The People of the State of New York, Respondent, v Paul Frazier, Appellant.
[MAJORITY]
Judgment of the Supreme Court, New York County (John Bradley, J.), rendered March 28, 1986, convicting defendant, after a jury trial, of five counts of robbery in the second degree and sentencing him to concurrent prison terms of from 14 years to life on each count, unanimously affirmed.
In this prosecution of the defendant for five counts of robbery in the second degree arising from the robbery of Beverly Hall and Matthew Nored at gunpoint, and the subsequent robbery of Izola Alexander by displaying a gun and taking from her jewelry and her wallet, we are satisfied that the evidence established the defendant’s guilt beyond a reasonable doubt and that the verdict was not against the weight of the evidence (CPL 470.15 [5]). The witnesses had an opportunity to view the defendant from a close distance for several minutes during the robbery, and selected defendant, without difficulty, out of a lineup one week after the robberies. Discrepancies pointed out by the defense are insignificant and do not compel the conclusion that defendant is the victim of mistaken identity. Moreover, the accomplice’s testimony reasonably connected the defendant to the commission of the crimes charged. Finally, issues of credibility are for the trier of fact to determine (People v Mosley, 112 AD2d 812, affd 67 NY2d 985).
Defendant’s display of a concealed gun to give a victim the impression that he was threatening her with the gun is legally sufficient to establish robbery (People v Baskerville, 60 NY2d 374).
Defendant’s contention that he was denied effective assistance of counsel is refuted by the record, which establishes that trial counsel made appropriate objections throughout the trial, examined witnesses, and obtained a favorable Sandoval decision (People v Satterfield, 66 NY2d 796 [1985]).
The allegedly improper line of questioning and comments made by the prosecutor in summation were unobjected to and therefore are not preserved as a matter of law.
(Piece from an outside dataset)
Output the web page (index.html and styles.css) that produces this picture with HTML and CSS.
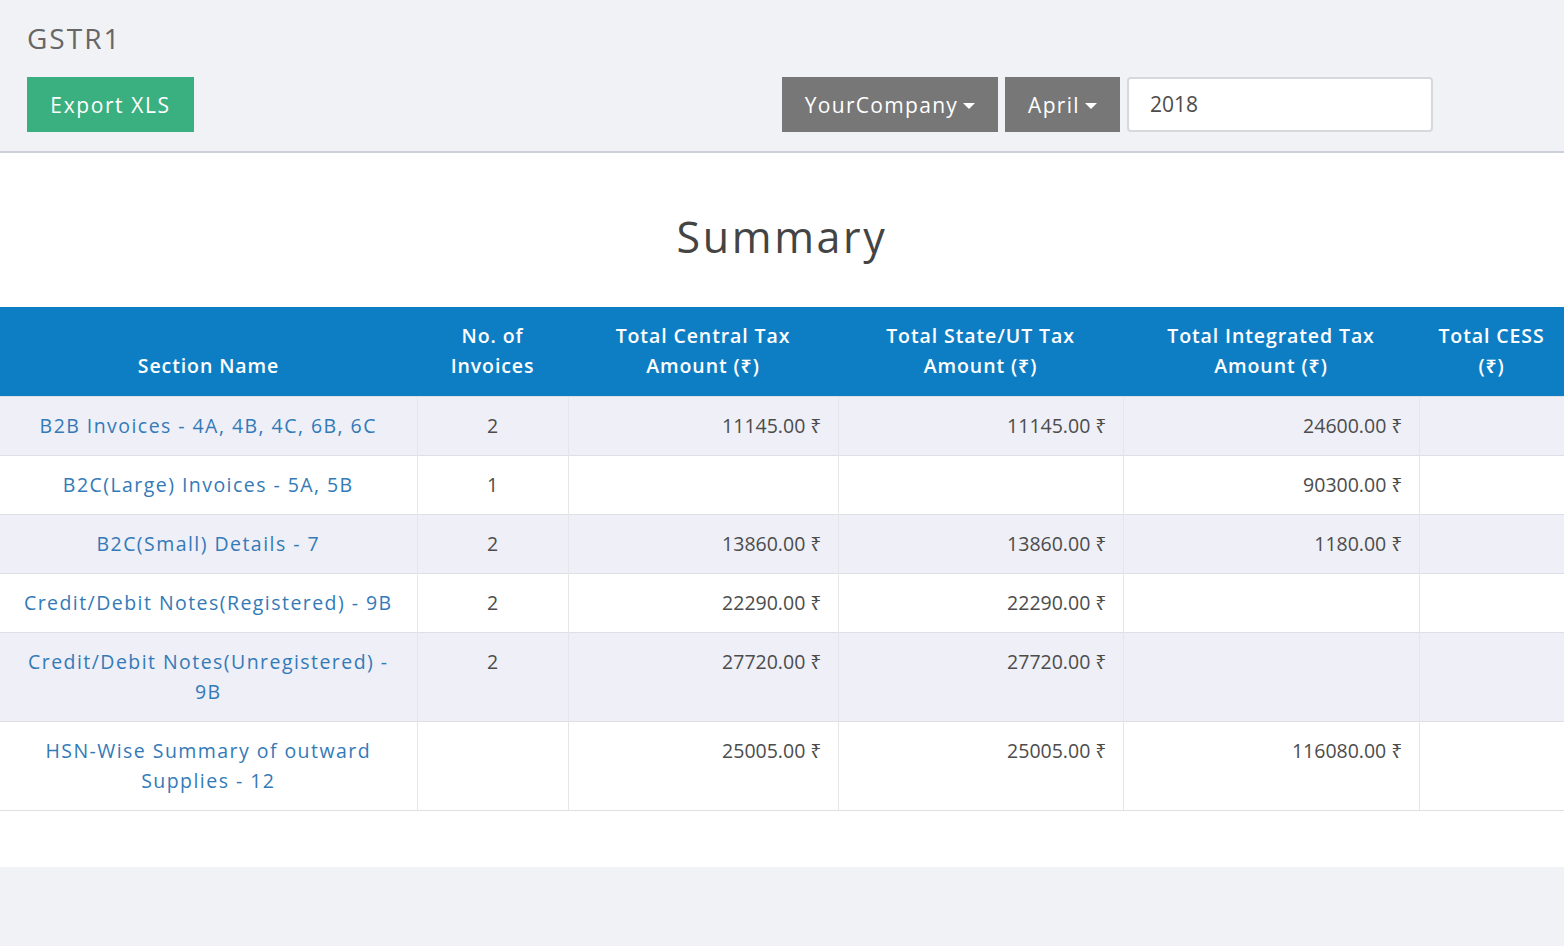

We decline to address these arguments, nor do we believe, in any event, that if we reached these arguments they would warrant a reversal. We are unpersuaded that the sentence imposed was unduly harsh or severe. Taking into account "among other things, the crime charged, the particular circumstances of the individual before the court and the purpose of a penal sanction”, we perceive no abuse of discretion warranting a reduction in sentence (People v Farrar, 52 NY2d 302, 305 [1981]). Concur— Sullivan, J. P., Carro, Wallach, Smith and Rubin, JJ.